Because Pocket recommendations typically draw on evergreen content and stories “users are saving and reading in aggregate,” the smaller, more targeted audiences that local news sources often have “can make it difficult for local news stories to rise to the top,” Carolyn O’Hara, Pocket’s senior director of content discovery, told me in an email.

But through its new Read Like a Local initiative, Pocket and the American Journalism Project — a venture philanthropy focused on rebuilding local news in the U.S. — select news articles published by the AJP’s 37 local nonprofit news grantees to promote to Pocket’s readers, and will organize these stories into collections with different themes each month through the end of 2023. The initiative’s first three themed collections are: “Bringing systemic injustices to light, one long read (or listen) at a time”; “Anti-LGBTQ+ legislation is on the rise. Here’s how activists are fighting back”; and “From death doulas to opera directors: the changing face of community heroes.” Each of these themes encompass stories that show “how issues with national resonance play out in local settings,” O’Hara said.

Pocket will not geo-target stories; rather than showing readers local news specific to their area, Pocket and the AJP are selecting stories with “broad appeal” and aim to expose readers to “news that may have a local lens, but national significance,” O’Hara said. “By connecting readers with the information they may not have discovered on their own, or from publishers outside their immediate geographic area, we hope to encourage a deeper understanding of the issues and events that shape our communities.”

To create the collection themes, the Pocket and AJP teams also took into account which content already appeals to Pocket users, O’Hara noted. “What we’ve found, based on articles saved in the last few years, is that human-interest stories tend to perform quite well with Pocket audiences,” she said.
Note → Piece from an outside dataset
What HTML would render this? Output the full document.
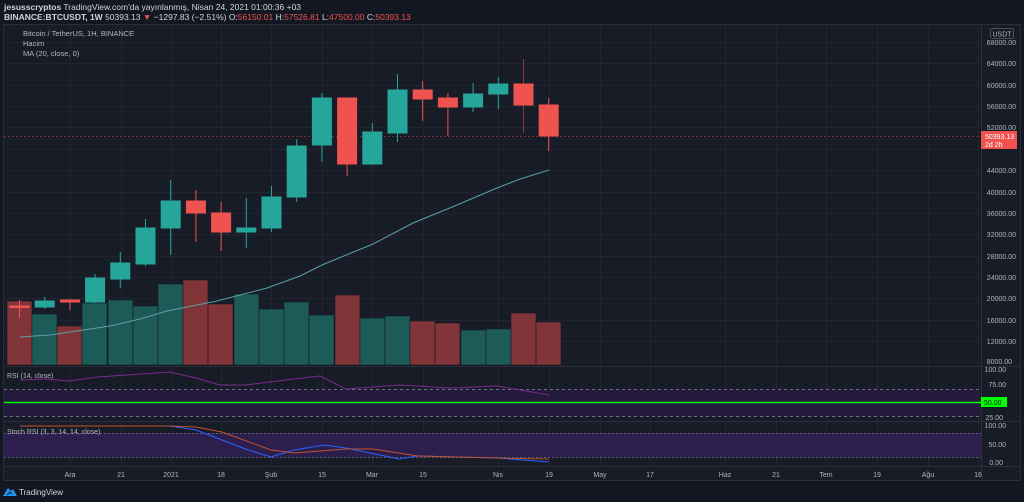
<!DOCTYPE html>
<html><head><meta charset="utf-8"><style>
html,body{margin:0;padding:0;background:#131722;width:1024px;height:502px;overflow:hidden}
svg{display:block;font-family:"Liberation Sans",sans-serif}
</style></head><body>
<svg width="1024" height="502" viewBox="0 0 1024 502" xmlns="http://www.w3.org/2000/svg">
<rect width="1024" height="502" fill="#131722"/>
<text x="4" y="10" font-size="8.5" fill="#d1d4dc"><tspan font-weight="bold">jesusscryptos</tspan> TradingView.com'da yayınlanmış, Nisan 24, 2021 01:00:36 +03</text>
<text x="4" y="20" font-size="8.5" fill="#d1d4dc"><tspan font-weight="bold">BINANCE:BTCUSDT, 1W</tspan> 50393.13 <tspan fill="#ef5350">▼</tspan> −1297.83 (−2.51%) O:<tspan fill="#ef5350">56150.01</tspan> H:<tspan fill="#ef5350">57526.81</tspan> L:<tspan fill="#ef5350">47500.00</tspan> C:<tspan fill="#ef5350">50393.13</tspan></text>
<rect x="3.5" y="24.5" width="1017" height="456" fill="#181c27" stroke="#2a2e39"/>
<g stroke="#21252f" stroke-width="1">
<line x1="4" x2="981" y1="42.5" y2="42.5"/><line x1="4" x2="981" y1="63.5" y2="63.5"/><line x1="4" x2="981" y1="85.5" y2="85.5"/><line x1="4" x2="981" y1="106.5" y2="106.5"/><line x1="4" x2="981" y1="127.5" y2="127.5"/><line x1="4" x2="981" y1="149.5" y2="149.5"/><line x1="4" x2="981" y1="170.5" y2="170.5"/><line x1="4" x2="981" y1="192.5" y2="192.5"/><line x1="4" x2="981" y1="213.5" y2="213.5"/><line x1="4" x2="981" y1="234.5" y2="234.5"/><line x1="4" x2="981" y1="256.5" y2="256.5"/><line x1="4" x2="981" y1="277.5" y2="277.5"/><line x1="4" x2="981" y1="298.5" y2="298.5"/><line x1="4" x2="981" y1="320.5" y2="320.5"/><line x1="4" x2="981" y1="341.5" y2="341.5"/>
<line x1="70.5" x2="70.5" y1="25" y2="466"/><line x1="121.5" x2="121.5" y1="25" y2="466"/><line x1="171.5" x2="171.5" y1="25" y2="466"/><line x1="221.5" x2="221.5" y1="25" y2="466"/><line x1="271.5" x2="271.5" y1="25" y2="466"/><line x1="322.5" x2="322.5" y1="25" y2="466"/><line x1="372.5" x2="372.5" y1="25" y2="466"/><line x1="423.5" x2="423.5" y1="25" y2="466"/><line x1="498.5" x2="498.5" y1="25" y2="466"/><line x1="549.5" x2="549.5" y1="25" y2="466"/><line x1="600.5" x2="600.5" y1="25" y2="466"/><line x1="650.5" x2="650.5" y1="25" y2="466"/><line x1="725.5" x2="725.5" y1="25" y2="466"/><line x1="776.5" x2="776.5" y1="25" y2="466"/><line x1="826.5" x2="826.5" y1="25" y2="466"/><line x1="877.5" x2="877.5" y1="25" y2="466"/><line x1="928.5" x2="928.5" y1="25" y2="466"/><line x1="978.5" x2="978.5" y1="25" y2="466"/>
</g>
<!-- volume -->
<g stroke="#151922" stroke-width="0.6">
<rect x="7" y="301" width="25" height="64" fill="#813539"/>
<rect x="32" y="314" width="25" height="51" fill="#1d5b58"/>
<rect x="57" y="326" width="25" height="39" fill="#813539"/>
<rect x="82" y="303" width="25" height="62" fill="#1d5b58"/>
<rect x="108" y="300" width="25" height="65" fill="#1d5b58"/>
<rect x="133" y="306" width="25" height="59" fill="#1d5b58"/>
<rect x="158" y="284" width="25" height="81" fill="#1d5b58"/>
<rect x="183" y="280" width="25" height="85" fill="#813539"/>
<rect x="208" y="304" width="25" height="61" fill="#813539"/>
<rect x="234" y="294" width="25" height="71" fill="#1d5b58"/>
<rect x="259" y="309" width="25" height="56" fill="#1d5b58"/>
<rect x="284" y="302" width="25" height="63" fill="#1d5b58"/>
<rect x="309" y="315" width="25" height="50" fill="#1d5b58"/>
<rect x="335" y="295" width="25" height="70" fill="#813539"/>
<rect x="360" y="318" width="25" height="47" fill="#1d5b58"/>
<rect x="385" y="316" width="25" height="49" fill="#1d5b58"/>
<rect x="410" y="321" width="25" height="44" fill="#813539"/>
<rect x="435" y="323" width="25" height="42" fill="#813539"/>
<rect x="461" y="330" width="25" height="35" fill="#1d5b58"/>
<rect x="486" y="329" width="25" height="36" fill="#1d5b58"/>
<rect x="511" y="313" width="25" height="52" fill="#813539"/>
<rect x="536" y="322" width="25" height="43" fill="#813539"/>
</g>
<line x1="4" x2="981" y1="136.5" y2="136.5" stroke="#8a3a3c" stroke-dasharray="2 2" stroke-width="0.8"/>
<polyline fill="none" stroke="#5e9ea6" stroke-width="1" points="20,337 50,335 110,326 140,319 167,311 217,301 267,288 300,276 322,265 373,244 413,223 457,205 497,188 520,179 549,170"/>
<!-- candles -->
<g stroke-width="1">
<g stroke="#ef5350" fill="#ef5350"><line x1="19.5" x2="19.5" y1="300" y2="318"/><rect x="10" y="306" width="19" height="1.5"/></g>
<g stroke="#26a69a" fill="#26a69a"><line x1="44.7" x2="44.7" y1="297" y2="309"/><rect x="35.2" y="301" width="19" height="6"/></g>
<g stroke="#ef5350" fill="#ef5350"><line x1="69.9" x2="69.9" y1="300" y2="310"/><rect x="60.4" y="300" width="19" height="2"/></g>
<g stroke="#26a69a" fill="#26a69a"><line x1="95.1" x2="95.1" y1="274" y2="303"/><rect x="85.6" y="278" width="19" height="24"/></g>
<g stroke="#26a69a" fill="#26a69a"><line x1="120.3" x2="120.3" y1="252" y2="288"/><rect x="110.8" y="263" width="19" height="16"/></g>
<g stroke="#26a69a" fill="#26a69a"><line x1="145.5" x2="145.5" y1="219" y2="266"/><rect x="136" y="228" width="19" height="36"/></g>
<g stroke="#26a69a" fill="#26a69a"><line x1="170.7" x2="170.7" y1="180" y2="255"/><rect x="161.2" y="201" width="19" height="27"/></g>
<g stroke="#ef5350" fill="#ef5350"><line x1="195.9" x2="195.9" y1="190" y2="242"/><rect x="186.4" y="201" width="19" height="12"/></g>
<g stroke="#ef5350" fill="#ef5350"><line x1="221.1" x2="221.1" y1="202" y2="251"/><rect x="211.6" y="213" width="19" height="19"/></g>
<g stroke="#26a69a" fill="#26a69a"><line x1="246.3" x2="246.3" y1="198" y2="248"/><rect x="236.8" y="228" width="19" height="4"/></g>
<g stroke="#26a69a" fill="#26a69a"><line x1="271.5" x2="271.5" y1="186" y2="232"/><rect x="262" y="197" width="19" height="31"/></g>
<g stroke="#26a69a" fill="#26a69a"><line x1="296.7" x2="296.7" y1="139" y2="202"/><rect x="287.2" y="146" width="19" height="51"/></g>
<g stroke="#26a69a" fill="#26a69a"><line x1="321.9" x2="321.9" y1="93" y2="162"/><rect x="312.4" y="98" width="19" height="47"/></g>
<g stroke="#ef5350" fill="#ef5350"><line x1="347.1" x2="347.1" y1="98" y2="176"/><rect x="337.6" y="98" width="19" height="66"/></g>
<g stroke="#26a69a" fill="#26a69a"><line x1="372.3" x2="372.3" y1="123" y2="165"/><rect x="362.8" y="132" width="19" height="32"/></g>
<g stroke="#26a69a" fill="#26a69a"><line x1="397.5" x2="397.5" y1="74" y2="142"/><rect x="388" y="90" width="19" height="43"/></g>
<g stroke="#ef5350" fill="#ef5350"><line x1="422.7" x2="422.7" y1="81" y2="121"/><rect x="413.2" y="90" width="19" height="9"/></g>
<g stroke="#ef5350" fill="#ef5350"><line x1="447.9" x2="447.9" y1="93" y2="136"/><rect x="438.4" y="98" width="19" height="9"/></g>
<g stroke="#26a69a" fill="#26a69a"><line x1="473.1" x2="473.1" y1="83" y2="112"/><rect x="463.6" y="94" width="19" height="13"/></g>
<g stroke="#26a69a" fill="#26a69a"><line x1="498.3" x2="498.3" y1="77" y2="109"/><rect x="488.8" y="84" width="19" height="10"/></g>
<g stroke="#ef5350" fill="#ef5350"><line x1="523.5" x2="523.5" y1="59" y2="133" stroke="#8a3a3c"/><rect x="514" y="84" width="19" height="21"/></g>
<g stroke="#ef5350" fill="#ef5350"><line x1="548.7" x2="548.7" y1="98" y2="151"/><rect x="539.2" y="105" width="19" height="31"/></g>
</g>
<text x="23" y="36" font-size="7.5" fill="#b2b5be">Bitcoin / TetherUS, 1H, BINANCE</text>
<text x="23" y="46" font-size="7.5" fill="#b2b5be">Hacim</text>
<text x="23" y="56" font-size="7.5" fill="#b2b5be">MA (20, close, 0)</text>
<!-- separators -->
<line x1="4" x2="1020" y1="366.5" y2="366.5" stroke="#2a2e39"/>
<line x1="4" x2="1020" y1="421.5" y2="421.5" stroke="#2a2e39"/>
<line x1="4" x2="1020" y1="466.5" y2="466.5" stroke="#2a2e39"/>
<!-- RSI -->
<rect x="4" y="389" width="977" height="28" fill="#231a3c"/>
<line x1="4" x2="981" y1="389.5" y2="389.5" stroke="#8c8aa0" stroke-dasharray="3 3" stroke-width="0.8"/>
<line x1="4" x2="981" y1="416.5" y2="416.5" stroke="#8c8aa0" stroke-dasharray="3 3" stroke-width="0.8"/>
<line x1="4" x2="981" y1="402.5" y2="402.5" stroke="#00ff00" stroke-width="1.6"/>
<polyline fill="none" stroke="#7b2a8c" stroke-width="1" points="20,380 46,379 69,381 98,377 170,372 196,378 220,385 245,385 294,379 320,376 346,389 399,385 451,388 497,386 549,395"/>
<text x="7" y="378" font-size="7" fill="#b2b5be">RSI (14, close)</text>
<!-- Stoch -->
<rect x="4" y="433" width="977" height="24" fill="#2c1f4e"/>
<line x1="4" x2="981" y1="433.5" y2="433.5" stroke="#77748c" stroke-dasharray="2 2" stroke-width="0.8"/>
<line x1="4" x2="981" y1="457.5" y2="457.5" stroke="#77748c" stroke-dasharray="2 2" stroke-width="0.8"/>
<polyline fill="none" stroke="#2962ff" stroke-width="1" points="20,426 170,426 196,430 248,450 271,457 294,450 324,445 346,448 399,459 418,456 497,458 549,462"/>
<polyline fill="none" stroke="#c0532e" stroke-width="1" points="20,426 170,426 196,427 222,432 271,450 294,453 346,449 373,449 418,456 497,458 549,459"/>
<text x="7" y="434" font-size="7" fill="#b2b5be">Stoch RSI (3, 3, 14, 14, close)</text>
<!-- price axis -->
<line x1="981.5" x2="981.5" y1="25" y2="480" stroke="#2a2e39"/>
<g font-size="7" fill="#b2b5be" text-anchor="end">
<text x="1016" y="45">68000.00</text><text x="1016" y="66">64000.00</text><text x="1016" y="88">60000.00</text><text x="1016" y="109">56000.00</text><text x="1016" y="130">52000.00</text><text x="1016" y="173">44000.00</text><text x="1016" y="195">40000.00</text><text x="1016" y="216">36000.00</text><text x="1016" y="237">32000.00</text><text x="1016" y="259">28000.00</text><text x="1016" y="280">24000.00</text><text x="1016" y="301">20000.00</text><text x="1016" y="323">16000.00</text><text x="1016" y="344">12000.00</text><text x="1012" y="364">8000.00</text>
<text x="1006" y="372">100.00</text><text x="1006" y="387">75.00</text><text x="1003" y="420">25.00</text>
<text x="1006" y="428">100.00</text><text x="1006" y="447">50.00</text><text x="1003" y="465">0.00</text>
</g>
<rect x="990.5" y="28.5" width="23" height="10" rx="2" fill="none" stroke="#4a4e59"/>
<text x="1002" y="36.5" font-size="7" fill="#b2b5be" text-anchor="middle">USDT</text>
<rect x="981" y="131" width="36" height="18" fill="#ef5350"/>
<text x="985" y="139" font-size="7" fill="#fff">50393.13</text>
<text x="985" y="147" font-size="7" fill="#fff">2d 2h</text>
<rect x="981" y="397" width="26" height="10" fill="#00ff00"/>
<text x="984" y="405" font-size="7" fill="#131722">50.00</text>
<!-- time axis -->
<g font-size="7" fill="#b2b5be" text-anchor="middle">
<text x="70" y="477">Ara</text><text x="121" y="477">21</text><text x="171" y="477">2021</text><text x="221" y="477">18</text><text x="271" y="477">Şub</text><text x="322" y="477">15</text><text x="372" y="477">Mar</text><text x="423" y="477">15</text><text x="498" y="477">Nis</text><text x="549" y="477">19</text><text x="600" y="477">May</text><text x="650" y="477">17</text><text x="725" y="477">Haz</text><text x="776" y="477">21</text><text x="826" y="477">Tem</text><text x="877" y="477">19</text><text x="928" y="477">Ağu</text><text x="978" y="477">16</text>
</g>
<path d="M3 496 L8 488 L11 491 L13 489 L17 496 Z" fill="#2196f3"/>
<path d="M7 495 L10 492 L12 494" fill="none" stroke="#131722" stroke-width="1"/>
<text x="19" y="495" font-size="8" fill="#d1d4dc">TradingView</text>
</svg>
</body></html>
Patty Slutsky, the American Journalism Project’s chief advancement officer, told me in an email that the organization saw Pocket’s local news idea as “an opportunity to expand the reach of the remarkable work our grantees are doing.” AJP grantees featured include Block Club Chicago, Mississippi Today, The Kansas City Beacon, and Capital B News. Beyond the work the organization’s grantees do to build strong connections in their communities, “for national audiences outside of these communities, reading these stories is an opportunity to experience a day in the life of another region, learn about major policy issues in local governments across the country – and learn about how local leaders are creating innovative solutions in their communities,” Slutsky said.

Pocket will push these local stories to audiences by promoting the collections on channels such as its Pocket Hits daily email newsletter, which has more than 3 million subscribers, and Firefox’s New Tab, which is viewed by more than 40 million people per month, O’Hara said. Approximately 60% of Pocket’s monthly active users are based in the U.S., she added.

According to O’Hara, Pocket readers save approximately “34 million pieces of content to Pocket each month, and more than 7 billion have been saved since Pocket first launched.”

Local news has “long been a space we’ve wanted to expand into with our recommendations,” O’Hara said. “This initial foray in partnership with AJP will help inform our future direction in the space.”